General benefits of serial acquisitions

Regardless of the industry, serial acquisitions can provide the following advantages for the purchaser:

  • Economies of scale – Serial acquisition allows overhead costs to be spread over progressively larger revenue streams. This advantage grows as the number of acquired firms increases.
  • Instant revenue increases – With each new acquisition comes new revenue. These revenue increases can fund technology upgrades, enhance marketing efforts, and additional acquisitions.
  • Higher company valuations - A Kearney study has shown that serial acquirers create greater shareholder value than companies pursuing fewer acquisitions. In addition, their success leads investors to assign higher values to serial acquirers.
Benefits specific to insurance professionals

In addition to the general advantages, there are several benefits of serial acquisition specific to the insurance industry:

  • Ability to reach higher carrier bonus levels and higher commission levels – Most carriers offer incentives for agencies to meet certain levels of premium. With serial acquisitions, an agency can reach higher levels faster than through organic growth alone.
  • Easier cross-selling and multi-lining – With multiple agencies connected through central ownership, clients can be offered new products and bundles, producing organic growth from inorganic growth.
  • Immediate cash-based revenue – A buying agency takes on the predictable cash flows of the purchased business. With these liquid assets on hand, the buyer has more choices regarding how to continue growth and expansion.
  • Access to talent – The shortage of new talent entering the insurance field is well documented. Serially acquiring other agencies allows a business to continually bring on experienced team members who can produce from day one. However, it's important that they also fit into the overall culture.
  • Access to specialized knowledge and technology – Serial acquisitions are a great way to build up an agency's tech portfolio and expand into new service areas. With a careful eye to each target company's unique strengths, a serial acquirer can assemble a formidable agency with the ability to provide a wider range of services to a growing clientele.
Seven keys to successful serial acquisitions

While there are many advantages of acquisitions (serial or individual), it's important to go into the process with one's eyes open. Not every acquisition opportunity is going to be a good fit, so it's wise to keep several points in mind when evaluating a potential acquisition target:

  1. Foster cultural alignment - Adding more agencies to a portfolio is most successful when both have a similar workplace environment and are built on the same principles and goals.
  2. Retain + maintain human capital - As mentioned previously, keeping talented employees on both sides of the acquisition should be a focus - those who can drive success and are flexible in a new environment.
  3. Maintain strategic focus – An acquisition only makes sense if it fits with the agency's overall strategic focus.
  4. Develop expertise – Acquisitions require specialized knowledge. If an agency is planning to pursue serial acquisitions, it's worthwhile to have a dedicated individual or team with the interest and knowledge to take the lead on investigating opportunities and structuring deals.
  5. Be willing to walk away – A deal that sounds great at the start may not look so good as time goes on. An agency owner needs to have the discipline to walk away from a deal that throws up red flags or doesn't prove to match the buyer's objectives.
  6. Plan integration early – An acquisition is only successful if the companies involved integrate well after the sale. Plans for integration need to start early in the negotiations so there are no surprises when the companies come together.
  7. Have a goal – Acquisitions should be part of an overall strategy for growth. Setting a goal for growth – e.g., $1 million in revenue per year – can help a buyer evaluate potential targets. This strategy avoids wasting resources on small fish as well as preventing becoming overwhelmed with targets that are too big to successfully integrate into the current business.
Financing options

Agencies with abundant liquid capital may choose to pay cash outright. However, that approach limits how much can be spent on other areas that drive growth (such as technology investments).

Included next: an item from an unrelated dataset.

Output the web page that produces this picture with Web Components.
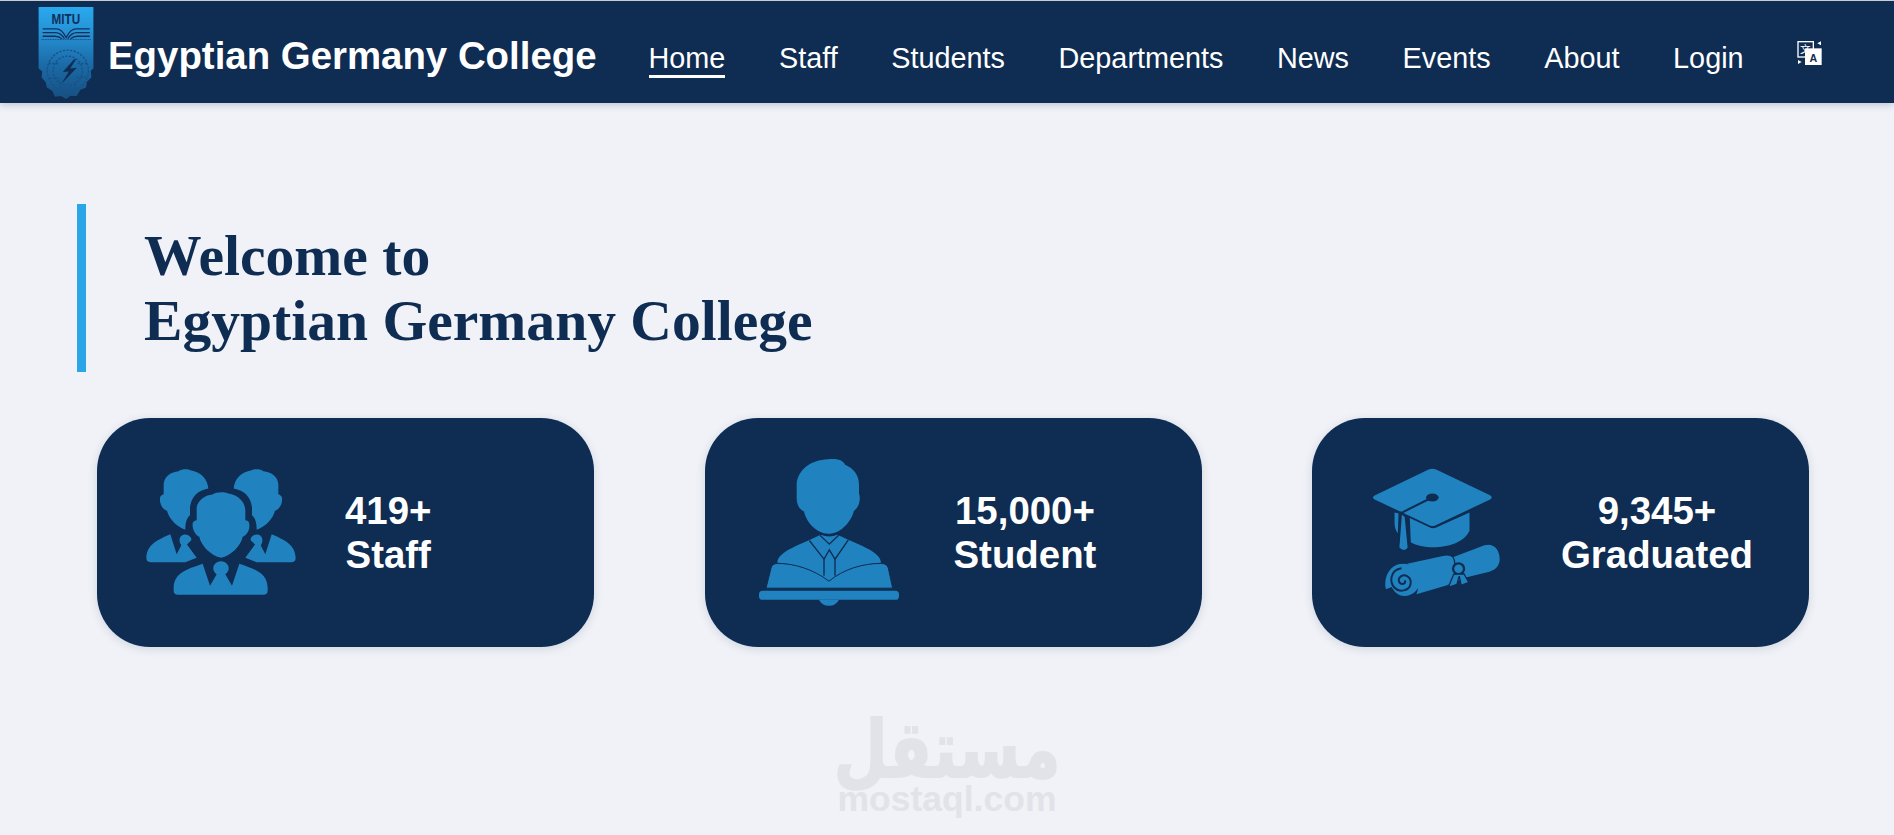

Loans from the Small Business Administration (SBA) are another option. With SBA loans, the borrower's personal assets are often used as collateral, and the paperwork for approval can be daunting. Even so, SBA loans can be a good option for borrowers whose credit is less than ideal.

Financing through specialty lenders who focus on the insurance industry is an appealing choice. These lenders – in contrast to most traditional banks – understand the nature of the insurance industry. They will often use the projected increase in cash flow as collateral for the loan, rather than encumbering other assets.

Summary

In today's market, it's very hard to grow organically… so if you're going to grow, you've got to get into mergers and acquisitions.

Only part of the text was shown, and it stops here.